Early Business Ethics architects

* Richard DeGeorge. Co-founder, Society for Business Ethics (SBE). BE books.
* Tom Beauchamp. Co-founder, SBE. BE textbooks.
* Norman Bowie. Co-founder, SBE. BE textbooks. Kantian (human) rights: a key philosophic foundation stone.
* Kenneth Goodpaster. BE concepts, books, workshops. SBE leadership.
* Michael Hoffman. Co-founder, SBE. Founder, Bentley Center for Business Ethics. BE conferences. Host founder: Ethics Officer Association.
* Thomas Donaldson. Co-founder, SBE. Integrated Social Contracts Theory (with Thomas Dunfee). Rawlsian social justice: a key philosophic foundation stone.
* Patricia Werhane. Founding editor, Business Ethics Quarterly. BE books.
* Robert Solomon. BE books. Aristotelian virtues: a key philosophic foundation stone.

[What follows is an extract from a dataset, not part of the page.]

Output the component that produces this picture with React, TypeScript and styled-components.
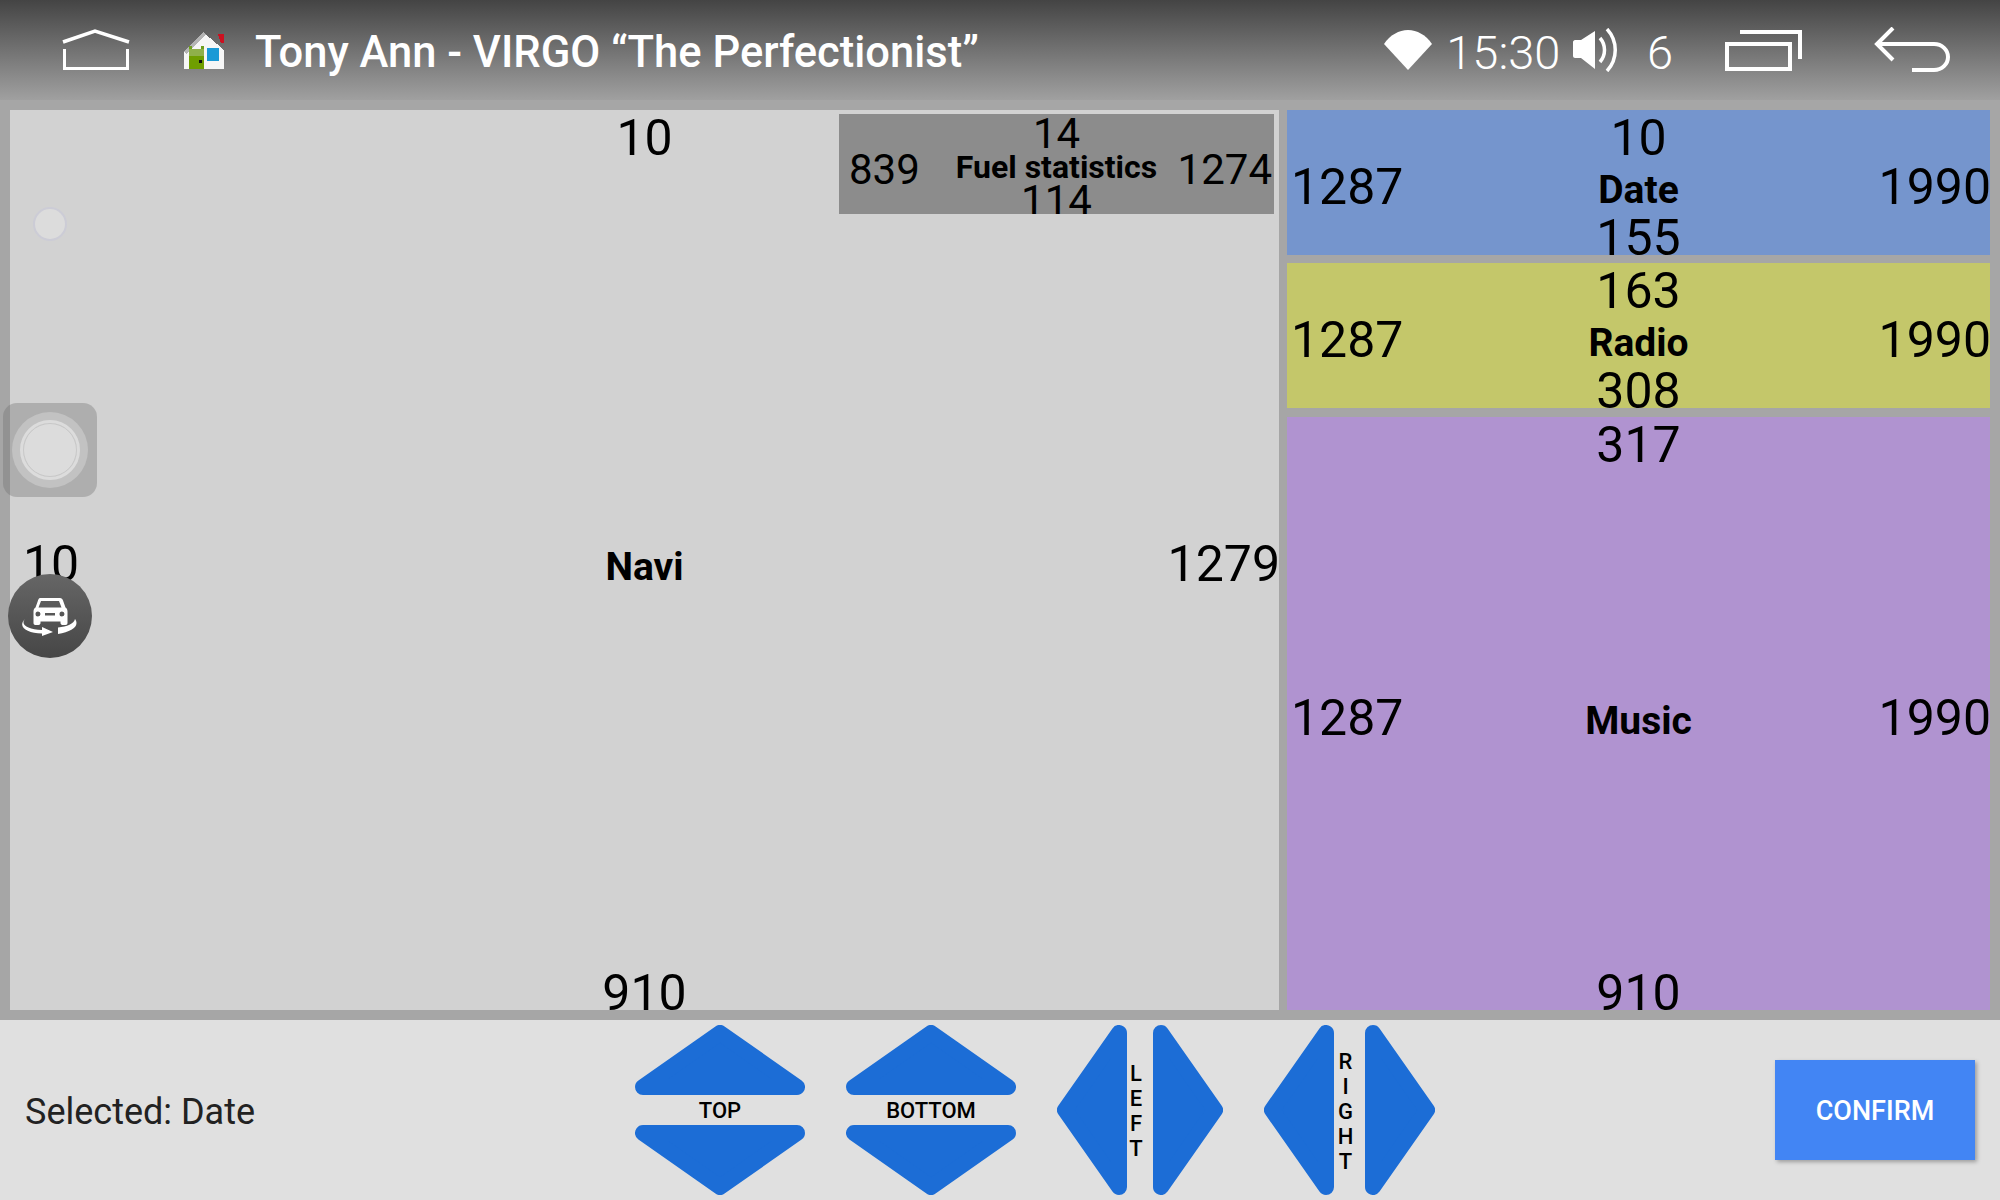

By now, you get my drift: “Corporate responsibility” did not begin in the 1990s. Nor was it a simple doctrine of “doing good” or “evaluating philanthropic efforts”. Call it what you will—corporate responsibility, corporate citizenship, corporate social performance, corporate social responsibility, corporate social responsiveness, social issues management, public affairs management, strategic corporate philanthropy, community partnerships, stakeholder engagement—the core ideas and the implementing structure emerged from the decades-long collective efforts of the Pathfinders and their many companions.

In the end—and at the beginning—they filled in those unfinished lower floors of Pitt’s metaphorical Cathedral of Learning that enabled the final structure to rise to unprecedented heights of business-and-society consciousness. The view from the top, as revealed in The Difference Makers, is inspiring. To the present day, there remain a few unoccupied, unfinished floors at the very top of the Cathedral of Learning—still more space to be filled in by tomorrow’s business-and-society architects.